Чуковскую не издавали 16 лет и многие читатели «открыли» её для себя уже во времена перестройки. Среди запрещённых книг оказалась даже «Памяти детства». Своего отца она боготворила, хотя писали они «разными почерками». Единым девизом обоих была проповедь правды и справедливости, оба были диссидентами: он – внутренним, всегда опасающимся за дочь; она – воинствующим, не боящимся ничего и никого. Их обоих роднила высочайшая интеллигентность. Вот их высказывания по этому вопросу.

 К.И. Чуковский: «Теперь, когда происходит хунвейбинская расправа с интеллигенцией, когда слово интеллигент стало словом ругательным – важно оставаться в рядах интеллигенции, а не уходить из её рядов – в тюрьму.

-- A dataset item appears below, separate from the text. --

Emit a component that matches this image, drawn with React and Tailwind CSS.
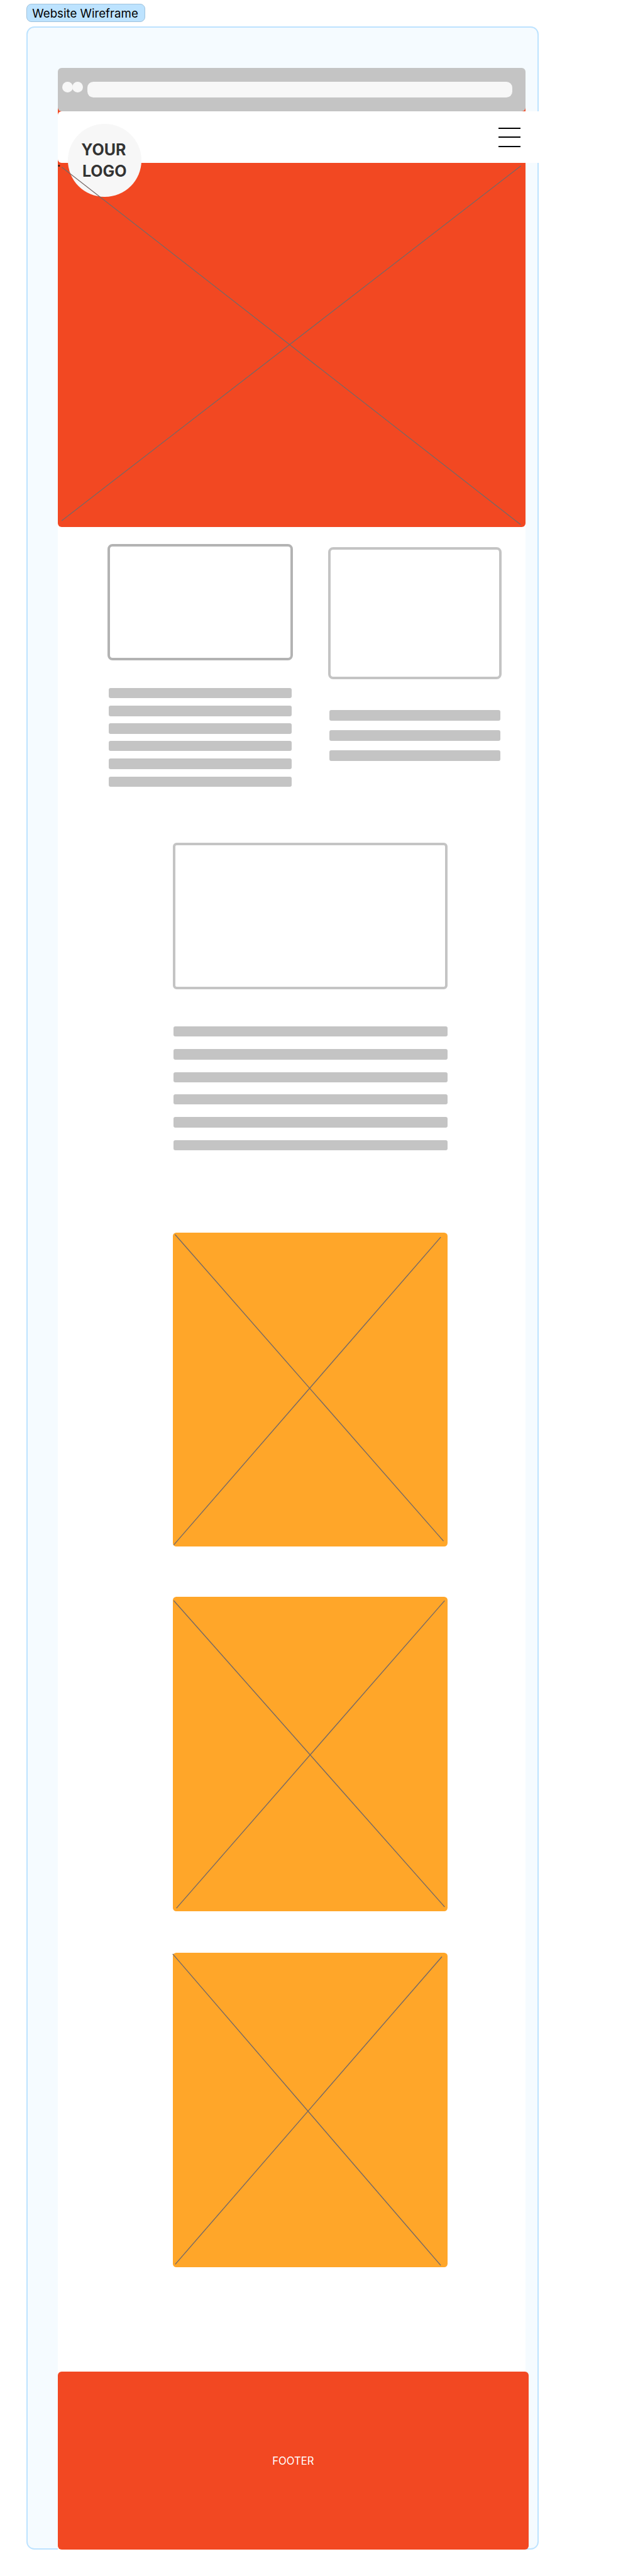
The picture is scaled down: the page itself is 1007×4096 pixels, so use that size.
function Cross({ lines }) {
  return (
    <svg viewBox="0 0 840 960" className="block size-full overflow-visible" fill="none" stroke="#756967" strokeWidth="2.7">
      {lines.map((d) => (
        <path key={d} d={d} />
      ))}
    </svg>
  );
}

function Bar() {
  return <div className="h-[16.65px] shrink-0 rounded-[3px] bg-[#c4c4c4]" />;
}

function Bars({ className }) {
  return (
    <div className={"flex flex-col " + className}>
      <Bar />
      <Bar />
      <Bar />
    </div>
  );
}

function Hero() {
  return (
    <div className="relative flex h-[729.4px] w-[744px] shrink-0 flex-col rounded-b-[6px] bg-[linear-gradient(transparent_30px,#f24822_30px)]">
      <div className="flex h-[68.6px] shrink-0 rounded-[6px] bg-[#c4c4c4] pt-[21.7px] pl-[7.7px]">
        <div className="size-[16.6px] rounded-full bg-[#f7f7f7]" />
        <div className="-ml-[0.8px] size-[16.6px] rounded-full bg-[#f7f7f7]" />
        <div className="ml-[7.1px] h-[25px] w-[676px] rounded-[9.5px] bg-[#f7f7f7]" />
      </div>
      <header className="h-[82.2px] w-[800px] shrink-0 rounded-[6px] bg-white pt-[26px] pl-[701.4px]">
        <div className="flex w-[35.4px] flex-col gap-[12.65px]">
          <div className="h-[2px] bg-black" />
          <div className="h-[2px] bg-black" />
          <div className="h-[2px] bg-black" />
        </div>
      </header>
      <div className="absolute top-[88.4px] left-[16.7px] flex size-[116.5px] flex-col rounded-full bg-[#f7f7f7] pt-[25.8px] pl-[21px] text-[25px] leading-[33.3px] font-bold text-[#333333]">
        <span>YOUR</span>
        <span className="pl-[1.6px]">LOGO</span>
      </div>
      <svg viewBox="176 208 1430 1402" className="absolute inset-0 size-full" fill="none" stroke="#756967" strokeWidth="2.4">
        <path d="M187.8 511L1591.3 1604" />
        <path d="M1592 507.3L187.8 1591.8" />
        <circle cx="179.6" cy="507" r="3" fill="#1e1e1e" stroke="none" />
      </svg>
    </div>
  );
}

export default function App() {
  return (
    <div className="h-[4096px] w-[1007px] overflow-hidden bg-white pt-[6.2px] pl-[41.6px] font-['Inter',sans-serif]">
      <div className="flex h-[29.2px] w-[189.4px] items-center rounded-[8px] border border-[#9fc2dc] bg-[#bde3ff] pt-[2px] pl-[8.7px] text-[18.7px] whitespace-nowrap text-black">
        Website Wireframe
      </div>
      <div className="mt-[6.2px] h-[4012.8px] w-[815.9px] rounded-[12.5px] border-2 border-[#bde3ff] bg-[#f5fbff] pt-[64.7px] pl-[48px]">
        <main className="flex h-[3946.1px] w-[744px] flex-col bg-[linear-gradient(transparent_300px,white_300px)]">
          <Hero />
          <section className="flex h-[502.8px] shrink-0 items-start pt-[27.2px] pl-[79.1px]">
            <div className="w-[295.5px]">
              <div className="h-[185.5px] rounded-[8px] border-4 border-[#b3b3b3] bg-white" />
              <div className="mx-[2.1px] mt-[43.2px] flex flex-col gap-[10.6px]">
                <Bars className="gap-[11.8px]" />
                <Bars className="gap-[11.8px]" />
              </div>
            </div>
            <div className="mt-[5.2px] ml-[56.2px] w-[275.9px]">
              <div className="h-[209.8px] rounded-[8px] border-4 border-[#c4c4c4] bg-white" />
              <Bars className="mx-[2.1px] mt-[49.1px] gap-[15.5px]" />
            </div>
          </section>
          <section className="ml-[183.1px] w-[437.2px] shrink-0">
            <div className="h-[233px] rounded-[6px] border-4 border-[#c4c4c4] bg-white" />
            <div className="mt-[58.4px] ml-px flex flex-col gap-[18.6px]">
              <Bars className="gap-[19.75px]" />
              <Bars className="gap-[19.75px]" />
            </div>
            <div className="mt-[130.3px] h-[499.5px] rounded-[5.5px] bg-[#ffa629]">
              <Cross lines={["M6.6 5.7L827.3 942.5", "M818.9 13.7L2.4 954.4"]} />
            </div>
            <div className="mt-[80px] h-[499.5px] rounded-[5.5px] bg-[#ffa629]">
              <Cross lines={["M2.4 11.7L830.9 947.7", "M830.9 11.7L10.8 951.6"]} />
            </div>
            <div className="mt-[66.8px] h-[499.5px] rounded-[5.5px] bg-[#ffa629]">
              <Cross lines={["M-0.6 3.6L818.9 955.5", "M822.5 12L7.2 952"]} />
            </div>
          </section>
          <footer className="mt-[166.4px] flex h-[283.1px] w-[749.4px] shrink-0 items-center justify-center rounded-[6px] bg-[#f24822] pt-px text-[16.65px] text-white">
            FOOTER
          </footer>
        </main>
      </div>
    </div>
  );
}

Интеллигенция нужна нам здесь для повседневного интеллигентского дела. Неужели было бы лучше, если бы Чехова посадили в тюрьму?...».

 Л.К. Чуковская: «...Интеллигенция не утратила бескорыстия и бесстрашия мысли. Её мало во всём мире. Но она всё-таки есть. Она ничего не может переменить – в настоящем. Мир движется своими путями, двигаемыми не ею. Она постоянно разбита на голову – и всегда победительница». 

P.S. После перепечатки «Чукоккалы» в Центральном Еврейском Ресурсе под заголовком «Потаённая жизнь Корнея Чуковского» в гостевой «Заметок по еврейской истории» появился пост Леонида Семенюка от April 04, 2005 at 10:05:23 (PDT).

По поводу статьи Владимира Островского «Потаённая жизнь Корнея Чуковского» («Еврейская старина», №3, 2005).

У меня в Киеве (до эмиграции в США – 10,5 лет назад) был журнал «Рассвет» №1, 1903 г. Это был первый сионистский журнал в России (как указывалось в предисловии). В редколлегию журнала входили: Шолом-Алейхем, Герцль, Жаботинский и другие видные еврейские деятели, а также К.И. Чуковский. В то время я был очень удивлён этим. Теперь я понимаю, почему Чуковский был в составе редколлегии. Значит, он, в определённой степени, разделял сионистские взгляды.

С уважением, Леонид.

Автор выражает благодарность г. Л. Семенюку за чрезвычайно ценную, неизвестную ему ранее информацию. Она, бесспорно, заслуживает широкого обнародования, что автор и делает, правда, с большим опозданием.